STATED PROBLEM:
Scan the data below and report how many lines include the word "React". Nothing else is wanted.

(Entries with page source code)
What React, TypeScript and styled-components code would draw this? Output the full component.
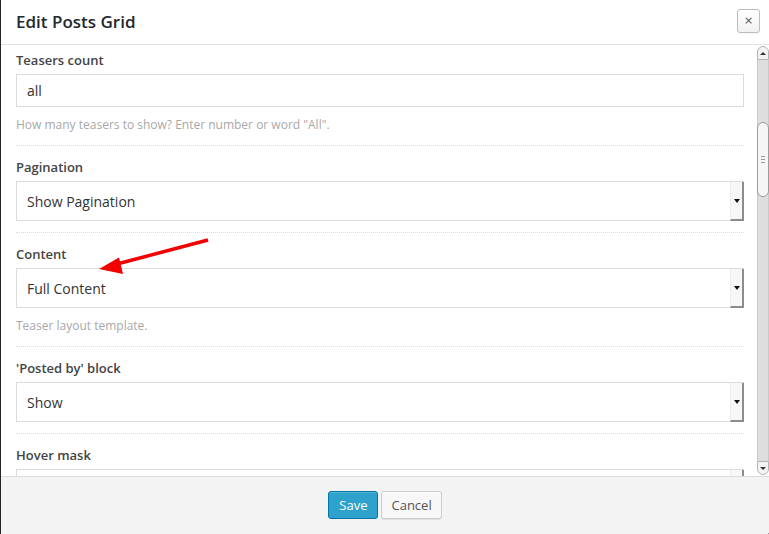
import styled, { createGlobalStyle } from "styled-components";

const GlobalStyle = createGlobalStyle`
  html, body {
    margin: 0;
    padding: 0;
    height: 100%;
    background: #262626;
    font-family: "Open Sans", "Noto Sans", sans-serif;
  }
  #root {
    height: 100%;
  }
`;

const Backdrop = styled.div`
  height: 534px;
  padding-left: 1px;
  box-sizing: border-box;
`;

const Modal = styled.div`
  position: relative;
  height: 100%;
  display: flex;
  flex-direction: column;
  background: #fff;
  border-bottom-right-radius: 2px;
  overflow: hidden;
`;

const Header = styled.div`
  height: 44px;
  flex-shrink: 0;
  display: flex;
  justify-content: space-between;
  align-items: flex-start;
  padding: 0 9px 0 15px;
  border-bottom: 1px solid #e1e1e1;
`;

const Title = styled.h1`
  margin: 10px 0 0;
  font-size: 17px;
  line-height: 24px;
  font-weight: 600;
  color: #23282d;
`;

const CloseButton = styled.button`
  margin-top: 9px;
  width: 23px;
  height: 24px;
  padding: 0;
  border: 1px solid #bdbdbd;
  border-radius: 3px;
  background: linear-gradient(#ffffff, #f1f1f1);
  color: #555;
  font-family: "DejaVu Sans", sans-serif;
  font-size: 11px;
  line-height: 20px;
  box-shadow: 0 1px 0 rgba(0, 0, 0, 0.04);
`;

const BodyRow = styled.div`
  flex: 1;
  min-height: 0;
  display: flex;
  overflow: hidden;
`;

const Content = styled.div`
  flex: 1;
  padding: 0 13px 0 15px;
  overflow: hidden;
`;

const Section = styled.div<{ $first?: boolean }>`
  padding: ${(p) => (p.$first ? "6px 0 11px" : "12px 0 11px")};
  border-bottom: 1px dotted #dcdcdc;
`;

const Label = styled.div`
  font-size: 13px;
  line-height: 18px;
  font-weight: 600;
  color: #444;
  margin-bottom: 5px;
`;

const TextInput = styled.div`
  height: 33px;
  box-sizing: border-box;
  border: 1px solid #dcdcdc;
  padding: 0 10px;
  display: flex;
  align-items: center;
  font-size: 14px;
  color: #333;
`;

const Select = styled.div`
  height: 40px;
  box-sizing: border-box;
  border: 1px solid #dcdcdc;
  display: flex;
  align-items: stretch;
  font-size: 14px;
  color: #333;
`;

const SelectValue = styled.div`
  flex: 1;
  display: flex;
  align-items: center;
  padding: 0 10px;
`;

const SelectArrow = styled.div`
  width: 11px;
  margin: 0 -1px -1px 0;
  background: #f7f7f7;
  border-left: 1px solid #ececec;
  border-right: 2px solid #8c8c8c;
  border-bottom: 2px solid #8c8c8c;
  display: flex;
  align-items: center;
  justify-content: center;

  &::after {
    content: "";
    border-left: 3px solid transparent;
    border-right: 3px solid transparent;
    border-top: 4px solid #111;
    margin-top: 1px;
  }
`;

const Help = styled.div`
  margin-top: 9px;
  font-size: 12px;
  line-height: 18px;
  color: #a8a8a8;
`;

const Scrollbar = styled.div`
  width: 12px;
  flex-shrink: 0;
  display: flex;
  flex-direction: column;
  padding: 1px 0 1px;
  box-sizing: border-box;
  background: #fff;
`;

const ScrollButton = styled.div<{ $down?: boolean }>`
  height: 14px;
  flex-shrink: 0;
  box-sizing: border-box;
  background: #f3f3f3;
  border: 1px solid #b4b4b4;
  border-radius: ${(p) => (p.$down ? "0 0 6px 6px" : "6px 6px 0 0")};
  display: flex;
  align-items: center;
  justify-content: center;

  &::after {
    content: "";
    border-left: 3px solid transparent;
    border-right: 3px solid transparent;
    ${(p) =>
      p.$down ? "border-top: 3px solid #333;" : "border-bottom: 3px solid #333;"}
  }
`;

const Track = styled.div`
  flex: 1;
  background: #dedede;
  border-left: 1px solid #c8c8c8;
  border-right: 1px solid #c8c8c8;
  padding-top: 62px;
`;

const Thumb = styled.div`
  height: 75px;
  margin: 0 -1px;
  box-sizing: border-box;
  background: #f6f6f6;
  border: 1px solid #9c9c9c;
  border-radius: 6px;
  display: flex;
  align-items: center;
  justify-content: center;
`;

const Grip = styled.div`
  width: 4px;
  height: 5px;
  border-top: 1px solid #999;
  border-bottom: 1px solid #999;
  position: relative;

  &::after {
    content: "";
    position: absolute;
    left: 0;
    right: 0;
    top: 2px;
    border-top: 1px solid #999;
  }
`;

const Footer = styled.div`
  height: 58px;
  flex-shrink: 0;
  box-sizing: border-box;
  border-top: 1px solid #dcdcdc;
  background: #f3f3f3;
  display: flex;
  justify-content: center;
  align-items: flex-start;
  gap: 3px;
  padding-top: 14px;
`;

const Button = styled.button<{ $primary?: boolean }>`
  height: 28px;
  padding: 0 ${(p) => (p.$primary ? "10px" : "9px")};
  border-radius: 3px;
  font-family: "Open Sans", sans-serif;
  font-size: 13px;
  line-height: 26px;
  border: 1px solid ${(p) => (p.$primary ? "#0074a2" : "#cccccc")};
  background: ${(p) => (p.$primary ? "#2ea2cc" : "#f7f7f7")};
  color: ${(p) => (p.$primary ? "#ffffff" : "#555555")};
  box-shadow: ${(p) =>
    p.$primary
      ? "inset 0 1px 0 rgba(120, 200, 230, 0.5)"
      : "inset 0 1px 0 #fff, 0 1px 0 rgba(0, 0, 0, 0.08)"};
`;

const Annotation = styled.svg`
  position: absolute;
  left: 90px;
  top: 232px;
  pointer-events: none;
`;

type Field = {
  label: string;
  kind: "input" | "select";
  value?: string;
  help?: string;
};

const fields: Field[] = [
  {
    label: "Teasers count",
    kind: "input",
    value: "all",
    help: 'How many teasers to show? Enter number or word "All".',
  },
  { label: "Pagination", kind: "select", value: "Show Pagination" },
  {
    label: "Content",
    kind: "select",
    value: "Full Content",
    help: "Teaser layout template.",
  },
  { label: "'Posted by' block", kind: "select", value: "Show" },
  { label: "Hover mask", kind: "select", value: "" },
];

function App() {
  return (
    <Backdrop>
      <GlobalStyle />
      <Modal>
        <Header>
          <Title>Edit Posts Grid</Title>
          <CloseButton>×</CloseButton>
        </Header>

        <BodyRow>
          <Content>
            {fields.map((field, i) => (
              <Section key={field.label} $first={i === 0}>
                <Label>{field.label}</Label>
                {field.kind === "input" ? (
                  <TextInput>{field.value}</TextInput>
                ) : (
                  <Select>
                    <SelectValue>{field.value}</SelectValue>
                    <SelectArrow />
                  </Select>
                )}
                {field.help && <Help>{field.help}</Help>}
              </Section>
            ))}
          </Content>

          <Scrollbar>
            <ScrollButton />
            <Track>
              <Thumb>
                <Grip />
              </Thumb>
            </Track>
            <ScrollButton $down />
          </Scrollbar>
        </BodyRow>

        <Footer>
          <Button $primary>Save</Button>
          <Button>Cancel</Button>
        </Footer>

        {/* red annotation arrow pointing at the Content select */}
        <Annotation width="130" height="50" viewBox="0 0 130 50">
          <line x1="117" y1="8" x2="26" y2="32" stroke="#f20000" strokeWidth="3.5" />
          <polygon points="8,37 28,25.5 32,42" fill="#f20000" />
        </Annotation>
      </Modal>
    </Backdrop>
  );
}

export default App;
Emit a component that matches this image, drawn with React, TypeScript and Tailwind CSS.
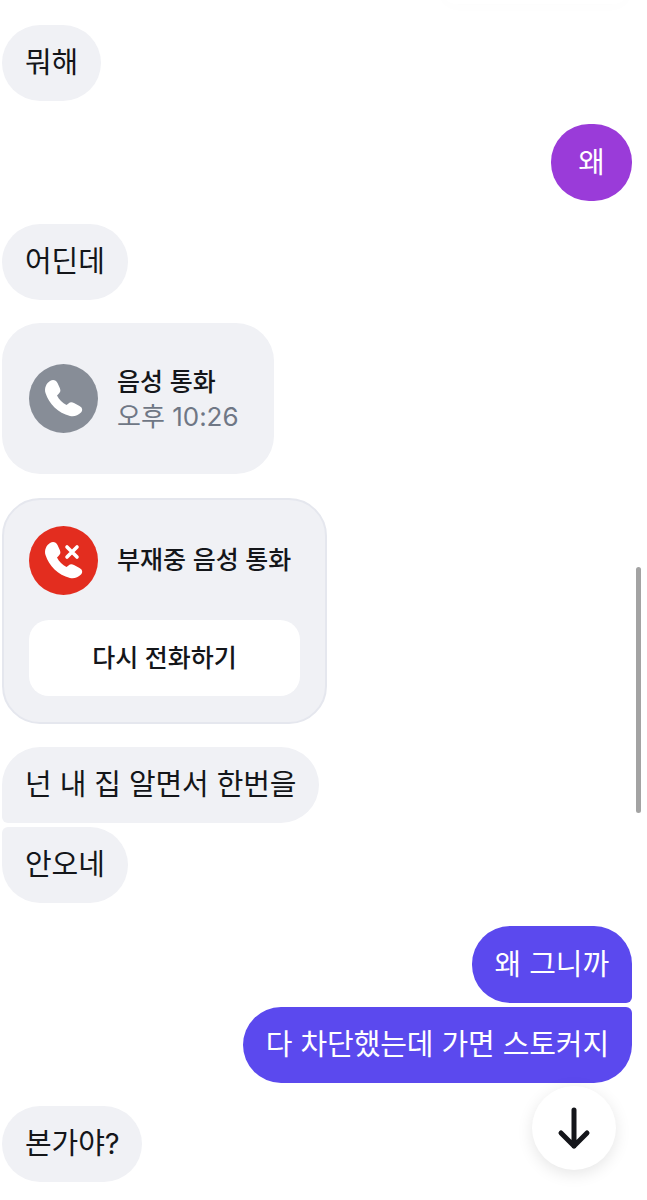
import React from 'react';

const PHONE_PATH =
  'M21 17C24 15 27 16 28.5 19L31 24.5C32 27 31 28.5 29.5 30L28 31.5C30 35.5 33.5 39 37.5 41L39.5 39.5C41 38 43 38 45 39L50.5 42C53.5 43.5 54 46.5 52 48.5C49 51.5 45 53 41 52C29 49 20 40 16.5 29C15 24 17.5 19 21 17Z';

const CallIcon = ({ missed }: { missed?: boolean }) => (
  <svg width="69" height="69" viewBox="0 0 69 69" className="shrink-0">
    <circle cx="34.5" cy="34.5" r="34.5" fill={missed ? '#e32d1f' : '#878d97'} />
    <path d={PHONE_PATH} fill="#fff" />
    {missed && (
      <path d="M38 21L48 31M48 21L38 31" stroke="#fff" strokeWidth="3.6" strokeLinecap="round" />
    )}
  </svg>
);

const Bubble = ({ className, children }: { className: string; children: React.ReactNode }) => (
  <div className={`h-[76px] flex items-center px-[23px] text-[29px] tracking-[-0.1px] ${className}`}>{children}</div>
);

const incoming = 'self-start bg-[#f0f1f5] text-[#14161a]';
const outgoing = 'self-end bg-[#5b49ee] text-white';

export default function App() {
  return (
    <div className="relative h-[1200px] w-[647px] overflow-hidden bg-white font-['Inter','Noto_Sans_CJK_KR',sans-serif]">
      <div className="absolute left-[440px] top-[-30px] h-[34px] w-[190px] rounded-[20px] shadow-[0_4px_14px_rgba(0,0,0,0.012)]" />

      <div className="flex flex-col pl-[2px] pr-[15px] pt-[25px]">
        <Bubble className={`${incoming} rounded-[38px]`}>뭐해</Bubble>
        <Bubble className="mt-[23px] h-[77px] w-[81px] justify-center self-end rounded-[38px] bg-[#9a3bd9] text-white">왜</Bubble>
        <Bubble className={`${incoming} mt-[23px] rounded-[38px]`}>어딘데</Bubble>

        <div className="mt-[23px] flex h-[151px] w-[272px] items-center gap-[19px] self-start rounded-[38px] bg-[#f0f1f5] pl-[27px]">
          <CallIcon />
          <div className="flex flex-col">
            <span className="text-[25px] leading-[36px] font-medium text-[#14161a]">음성 통화</span>
            <span className="text-[26px] leading-[34px] text-[#6f7785]">오후 10:26</span>
          </div>
        </div>

        <div className="mt-[24px] flex h-[226px] w-[325px] flex-col self-start rounded-[38px] border-2 border-[#e5e7ee] bg-[#f0f1f5] px-[25px] pt-[26px]">
          <div className="flex items-center gap-[19px]">
            <CallIcon missed />
            <span className="text-[25px] font-medium text-[#14161a]">부재중 음성 통화</span>
          </div>
          <div className="mt-[25px] flex h-[76px] items-center justify-center rounded-[20px] bg-white pt-[2px] text-[25px] font-medium text-[#14161a]">
            다시 전화하기
          </div>
        </div>

        <Bubble className={`${incoming} mt-[23px] rounded-[38px] rounded-bl-[6px]`}>넌 내 집 알면서 한번을</Bubble>
        <Bubble className={`${incoming} mt-[4px] rounded-[38px] rounded-tl-[6px]`}>안오네</Bubble>

        <Bubble className={`${outgoing} mt-[23px] h-[77px] rounded-[38px] rounded-br-[6px]`}>왜 그니까</Bubble>
        <Bubble className={`${outgoing} mt-[4px] rounded-[38px] rounded-tr-[6px]`}>다 차단했는데 가면 스토커지</Bubble>

        <Bubble className={`${incoming} mt-[23px] rounded-[38px]`}>본가야?</Bubble>
      </div>

      <div className="absolute left-[636px] top-[567px] h-[246px] w-[5px] rounded-full bg-[#a3a3a3]" />

      <button className="absolute left-[532px] top-[1086px] flex h-[84px] w-[84px] items-center justify-center rounded-full bg-white shadow-[0_4px_16px_rgba(0,0,0,0.1)]">
        <svg width="36" height="44" viewBox="0 0 36 44" fill="none" stroke="#14151a" strokeWidth="5" strokeLinecap="round" strokeLinejoin="round">
          <path d="M18 4V40M5 27L18 40L31 27" />
        </svg>
      </button>
    </div>
  );
}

RESULT FOR THIS TASK:
4